Construct a non-zero matrix $A$ with the required property or explain why that is impossible:
a) The range of $A$ contains $(1, −1, −1)^T$ and $(−1, 1, 2)^T$, and nullspace of $A$ is $\{(s−t, s+t,s)^T|s, t \in R\}$.
I've been pondering this for a bit, and if I understand it correctly, this is saying the following:
$\begin{bmatrix}a & 1 &-1\\b & -1 & 1\\c & -1 & 2 \end{bmatrix}$$ \begin{bmatrix} s+t \\ s-t \\s \end{bmatrix}= \begin{bmatrix} 0\\ 0 \\0 \end{bmatrix}$
This seems like a rather cumbersome system to solve.
In short, this is impossible, since it is asking you to construct a matrix where nullity is $2$ and range is at least $2$. Then, this implies $n=3\geq 4$ from rank-nullity theorem. A contradiction.

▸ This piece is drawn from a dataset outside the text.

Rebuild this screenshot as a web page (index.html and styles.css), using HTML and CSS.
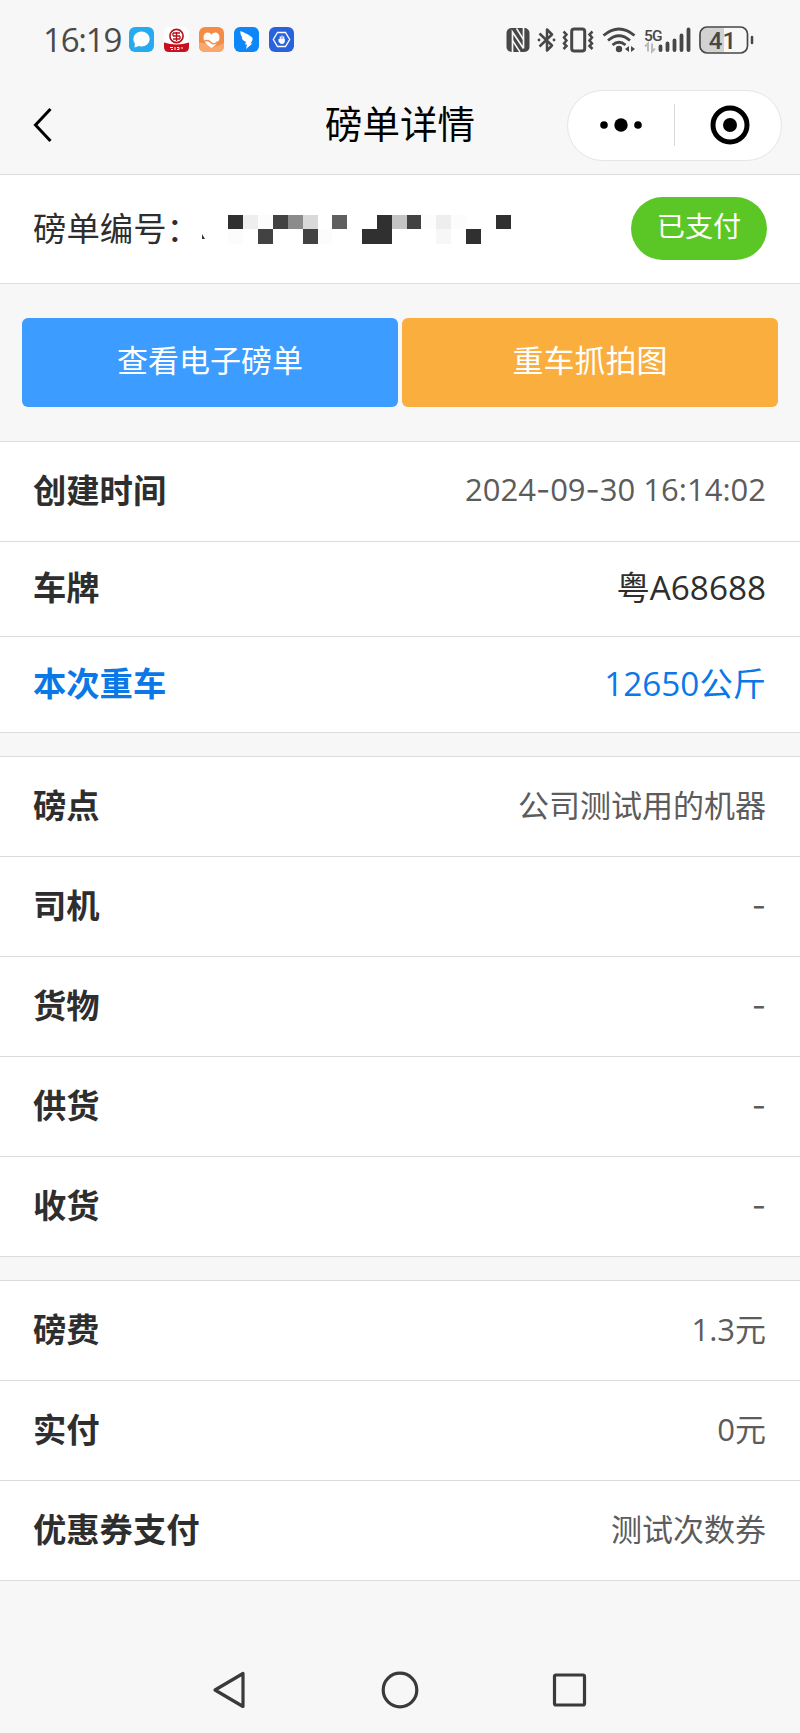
FILE: index.html
```
<!DOCTYPE html>
<html lang="zh-CN">
<head>
    <meta charset="UTF-8">
    <meta name="viewport" content="width=device-width, initial-scale=1.0">
    <title>磅单详情</title>
    <link rel="stylesheet" href="styles.css">
</head>
<body>
    <header class="header">
        <div class="statusbar">
            <span class="time">16:19</span>
            <div class="apps">
                <svg width="25" height="25" viewBox="0 0 25 25">
                    <rect width="25" height="25" rx="6" fill="#27aaf0"/>
                    <ellipse cx="12.5" cy="12" rx="8.2" ry="7.4" fill="#fff"/>
                    <path d="M6 15l-.5 5.5 6-2z" fill="#fff"/>
                </svg>
                <svg width="25" height="25" viewBox="0 0 25 25">
                    <rect width="25" height="25" rx="6" fill="#fff"/>
                    <path d="M0 15.5q12.5 4 25 0V20q0 5-5 5H5q-5 0-5-5z" fill="#c8101e"/>
                    <circle cx="12.5" cy="9" r="6.6" fill="#fff" stroke="#b5121b" stroke-width="1.6"/>
                    <path d="M9 6h7M9 9h7M9 12h7M12.5 5v9M9 6v3M16 9v3" fill="none" stroke="#b5121b" stroke-width="1.3"/>
                    <path d="M6 20.500h3M7 22.500h2M11 20v3M13 20.500h2v2h-2M18 20v2" stroke="#fff" stroke-width="1" fill="none"/>
                </svg>
                <svg width="25" height="25" viewBox="0 0 25 25">
                    <rect width="25" height="25" rx="6" fill="#f58b45"/>
                    <path d="M0 15q4 2 7 1t6 2 12-2v3q0 6-6 6H6q-6 0-6-6z" fill="#f9a76c"/>
                    <path d="M12.5 21C7 17 4.5 14 4.5 10.2 4.5 5 10.5 4 12.500 8c2-4 8-3 8 2.200C20.500 14 18 17 12.500 21z" fill="#fff"/>
                    <path d="M5 14.500c3-2 5-1 7 1s4 2 7-1" fill="none" stroke="#f58b45" stroke-width="1.5"/>
                </svg>
                <svg width="25" height="25" viewBox="0 0 25 25">
                    <rect width="25" height="25" rx="6" fill="#0d86f7"/>
                    <path d="M6.500 4C11 6 17 8.500 18.500 11c.8 1.700-1 4-2 5.500h2L12 22l1-4.500h-2l1-2.500C8.500 13.500 7.500 11.500 8 10 6.500 8 6.200 6 6.500 4z" fill="#fff"/>
                </svg>
                <svg width="25" height="25" viewBox="0 0 25 25">
                    <rect width="25" height="25" rx="6" fill="#2a62dc"/>
                    <path d="M8.500 5.500h8l4.200 7-4.200 7h-8l-4.200-7z" fill="none" stroke="#fff" stroke-width="1.3"/>
                    <path d="M11.300 13V9.500M13 13V8.500M14.700 13V9.500" fill="none" stroke="#fff" stroke-width="1.2"/>
                    <path d="M9.500 12h6.300v3q-.8 2-2.800 2t-3.500-2.500z" fill="#fff"/>
                </svg>
            </div>
            <div class="signals">
                <!-- nfc -->
                <svg class="nfc" width="24" height="30" viewBox="0 0 24 30">
                    <rect x=".5" y="3" width="23" height="24" rx="5" fill="#474747"/>
                    <path d="M6.500 27V7l11 16.500M17.500 3v20.500" fill="none" stroke="#f7f7f7" stroke-width="1.700"/>
                    <path d="M10.500 3.500l7 11M6.500 15.500l7.500 11.500" fill="none" stroke="#f7f7f7" stroke-width="1.500"/>
                </svg>
                <!-- bluetooth -->
                <svg class="bluetooth" width="19" height="30" viewBox="0 0 19 30">
                    <path d="M2.500 8.500L15 20.500 10 25.500V4.500l5 5L2.500 21.500" fill="none" stroke="#474747" stroke-width="2.500" stroke-linejoin="round"/>
                    <circle cx="2" cy="15" r="1.400" fill="#474747"/>
                    <circle cx="17" cy="15" r="1.400" fill="#474747"/>
                </svg>
                <!-- vibrate -->
                <svg class="vibrate" width="32" height="30" viewBox="0 0 32 30">
                    <rect x="9.700" y="4" width="13" height="22" rx="2.500" fill="none" stroke="#474747" stroke-width="3"/>
                    <path d="M1.500 6.500l3 3-2.500 3 2.500 3-2.500 3 2.500 2.500-3 3M30.500 6.500l-3 3 2.500 3-2.500 3 2.500 3-2.500 2.500 3 3" fill="none" stroke="#474747" stroke-width="2.500"/>
                </svg>
                <!-- wifi -->
                <svg class="wifi" width="34" height="30" viewBox="0 0 34 30">
                    <path d="M1.500 10.500q15.500-13 31 0M6 15.500q11-9.500 22 0M10.500 20q6.500-5.500 13 0" fill="none" stroke="#474747" stroke-width="2.800"/>
                    <circle cx="17" cy="24" r="3.200" fill="#474747"/>
                    <path d="M27 21v6l-4-3zM29 21v6l4-3z" fill="#474747"/>
                </svg>
                <!-- mobile network -->
                <svg class="mobile" width="48" height="30" viewBox="0 0 48 30">
                    <text x="0" y="15.500" class="net">5G</text>
                    <path d="M4 26.500v-8l-3 3M8 18.500v8l3-3" fill="none" stroke="#bbb" stroke-width="2"/>
                    <path d="M16.500 21.500V25M23.500 18.500V25M30.500 15.500V25M37.500 10.500V25M44.500 4.500V25" stroke="#474747" stroke-width="3.800" stroke-linecap="round"/>
                </svg>
                <!-- battery -->
                <svg class="battery" width="55" height="30" viewBox="0 0 55 30">
                    <path d="M25 2.500H9q-7 0-7 7v11q0 7 7 7h16z" fill="#d2d2d2"/>
                    <rect x="1" y="2" width="47.500" height="26" rx="7" fill="none" stroke="#474747" stroke-width="1.700"/>
                    <path d="M53 12v6" stroke="#474747" stroke-width="2.500" stroke-linecap="round"/>
                    <text x="23.500" y="23.500" class="level">41</text>
                </svg>
            </div>
        </div>
        <div class="navbar">
            <svg class="back" width="20" height="36" viewBox="0 0 20 36">
                <path d="M18.500 2L3.500 18l15 16" fill="none" stroke="#000" stroke-width="3"/>
            </svg>
            <h1 class="title">磅单详情</h1>
            <div class="capsule">
                <svg width="42" height="14" viewBox="0 0 42 14">
                    <circle cx="4" cy="7" r="3.800"/>
                    <circle cx="21" cy="7" r="6.700"/>
                    <circle cx="38" cy="7" r="3.800"/>
                </svg>
                <span class="split"></span>
                <svg width="40" height="40" viewBox="0 0 40 40">
                    <circle cx="20" cy="20" r="17" fill="none" stroke="#000" stroke-width="5"/>
                    <circle cx="20" cy="20" r="7"/>
                </svg>
            </div>
        </div>
    </header>

    <div class="number">
        <span class="label">磅单编号：</span>
        <!-- masked number -->
        <svg class="mask" width="312" height="32" viewBox="0 0 312 32" shape-rendering="crispEdges">
            <path d="M2 21v5h3z" fill="#333" shape-rendering="auto"/>
            <g transform="translate(28.400 1.600) scale(14.850)">
                <path d="M0 0h1v1H0zM10 0h1v2H9V1h1zM18 0h1v1h-1zM16 1h1v1h-1z" fill="#303030"/>
                <path d="M3 0h1v1H3zM12 0h1v1h-1zM2 1h1v1H2zM5 1h1v1H5z" fill="#424242"/>
                <path d="M7 0h1v1H7z" fill="#5f5f5f"/>
                <path d="M4 0h1v1H4z" fill="#8b8b8b"/>
                <path d="M11 0h1v1h-1z" fill="#c4c4c4"/>
                <path d="M5 0h1v1H5z" fill="#d9d9d9"/>
                <path d="M1 0h1v1H1zM14 0h1v1h-1z" fill="#eee"/>
                <path d="M14 1h1v1h-1z" fill="#f7f7f7"/>
                <path d="M2 0h1v1H2zM0 1h1v1H0zM6 1h1v1H6zM13 0h1v1h-1zM15 0h1v1h-1z" fill="#fcfcfc"/>
            </g>
        </svg>
        <span class="tag">已支付</span>
    </div>

    <div class="buttons">
        <button class="btn blue">查看电子磅单</button>
        <button class="btn orange">重车抓拍图</button>
    </div>

    <div class="group">
        <div class="row"><b>创建时间</b><span class="date">2024<i>-</i>09<i>-</i>30 16:14:02</span></div>
        <div class="row small dark"><b>车牌</b><span>粤A68688</span></div>
        <div class="row small weight"><b>本次重车</b><span>12650公斤</span></div>
    </div>

    <div class="group">
        <div class="row"><b>磅点</b><span>公司测试用的机器</span></div>
        <div class="row"><b>司机</b><span class="empty">-</span></div>
        <div class="row"><b>货物</b><span class="empty">-</span></div>
        <div class="row"><b>供货</b><span class="empty">-</span></div>
        <div class="row"><b>收货</b><span class="empty">-</span></div>
    </div>

    <div class="group">
        <div class="row"><b>磅费</b><span>1.3元</span></div>
        <div class="row"><b>实付</b><span>0元</span></div>
        <div class="row"><b>优惠券支付</b><span>测试次数券</span></div>
    </div>

    <footer class="keys">
        <svg width="38" height="38" viewBox="0 0 38 38">
            <path d="M32 2.500v33L4 19z" fill="none" stroke="#3a3a3a" stroke-width="3.200" stroke-linejoin="round"/>
        </svg>
        <svg width="38" height="38" viewBox="0 0 38 38">
            <circle cx="19" cy="19" r="16.800" fill="none" stroke="#3a3a3a" stroke-width="3.200"/>
        </svg>
        <svg width="38" height="38" viewBox="0 0 38 38">
            <rect x="3.500" y="4" width="30" height="30" rx="1.500" fill="none" stroke="#3a3a3a" stroke-width="3.200"/>
        </svg>
    </footer>
</body>
</html>
```
FILE: styles.css
```
* {
  box-sizing: border-box;
}

body {
  margin: 0;
  height: 1733px;
  background-color: #f7f7f7;
  color: #2e2e2e;
  font-family: "Open Sans", "Noto Sans CJK SC", sans-serif;
  display: flex;
  flex-direction: column;
}

svg {
  display: block;
  flex: none;
  overflow: visible;
}

/* Status bar and title */
.header {
  height: 175px;
  border-bottom: 1px solid #dcdcdc;
}

.statusbar {
  height: 79px;
  padding-left: 43px;
  display: flex;
  align-items: center;
}

.time {
  width: 86px;
  font-size: 33px;
  font-weight: 500;
  line-height: 40px;
  letter-spacing: -1.2px;
  color: #4a4a4a;
}

.apps {
  display: flex;
  gap: 10px;
}

.signals {
  display: flex;
  margin-left: 212px;
}

.bluetooth {
  margin-left: 7px;
}

.vibrate {
  margin-left: 6px;
}

.wifi {
  margin-left: 8px;
}

.mobile {
  margin-left: 8px;
}

.battery {
  margin-left: 7px;
}

.net {
  font-family: Roboto, sans-serif;
  font-size: 15.5px;
  font-weight: 500;
  letter-spacing: -0.8px;
  fill: #474747;
}

.level {
  font-family: Roboto, sans-serif;
  font-size: 24px;
  font-weight: 500;
  text-anchor: middle;
  fill: #474747;
}

.navbar {
  height: 92px;
  padding: 0 18px 0 32px;
  display: grid;
  grid-template-columns: 1fr auto 1fr;
  align-items: center;
}

.title {
  margin: -2px 0 0 -14px;
  font-size: 37.5px;
  font-weight: 400;
  line-height: 50px;
  color: #000;
}

.capsule {
  width: 215px;
  height: 71px;
  padding: 0 31px 0 32px;
  border: 1px solid #e5e5e5;
  border-radius: 36px;
  background-color: #fff;
  justify-self: end;
  display: flex;
  align-items: center;
  justify-content: space-between;
}

.split {
  width: 1px;
  height: 42px;
  margin-left: -3px;
  background-color: #d8d8d8;
}

/* Number of the bill */
.number {
  height: 109px;
  padding: 0 33px 1px;
  border-bottom: 1px solid #dfdfdf;
  background-color: #fff;
  display: flex;
  align-items: center;
  font-size: 33.4px;
}

.label {
  padding-bottom: 4px;
}

.tag {
  width: 136px;
  height: 63px;
  margin-left: auto;
  border-radius: 32px;
  background-color: #5bc726;
  color: #fff;
  font-size: 28.2px;
  line-height: 59px;
  text-align: center;
}

/* Two buttons side by side */
.buttons {
  height: 157px;
  padding: 34px 22px 0;
  display: flex;
  gap: 4px;
}

.btn {
  flex: 1;
  height: 89px;
  padding: 0 0 8px;
  border: none;
  border-radius: 6px;
  color: #fff;
  font-family: inherit;
  font-size: 31px;
}

.blue {
  background-color: #3c9cff;
}

.orange {
  background-color: #f9ae3d;
}

/* Detail rows */
.group {
  border-top: 1px solid #dcdcdc;
  margin-bottom: 23px;
  background-color: #fff;
}

.row {
  height: 100px;
  padding: 0 34px 7px 33px;
  border-bottom: 1px solid #dcdcdc;
  display: flex;
  align-items: center;
  justify-content: space-between;
  font-size: 33.3px;
}

.row span {
  font-size: 31px;
  color: #5c5c5c;
}

.small {
  height: 95px;
}

.small span {
  font-size: 33.3px;
}

.dark span {
  color: #2e2e2e;
}

.weight {
  height: 96px;
}

.weight b, .weight span {
  color: #0a78e6;
}

.row .date {
  padding-top: 2px;
}

/* Wider dash than the text font has */
.date i, .row .empty {
  font-family: Inter, sans-serif;
  font-style: normal;
}

.row .empty {
  padding-top: 4px;
}

/* Phone keys at the bottom */
.keys {
  margin-top: auto;
  padding: 0 211px 24px;
  display: flex;
  justify-content: space-between;
}
```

Moreover, we know range is a vector space, so range must contain $2*(1,-1,-1)+(-1,1,2)=(1,-1,0)$. Now the nullspace also contains $(1,-1,0)$, by setting $s=0$ and $t=-1$. However, the nullspace and range of a linear transformation should not contain any non-trivial vector in its intersection.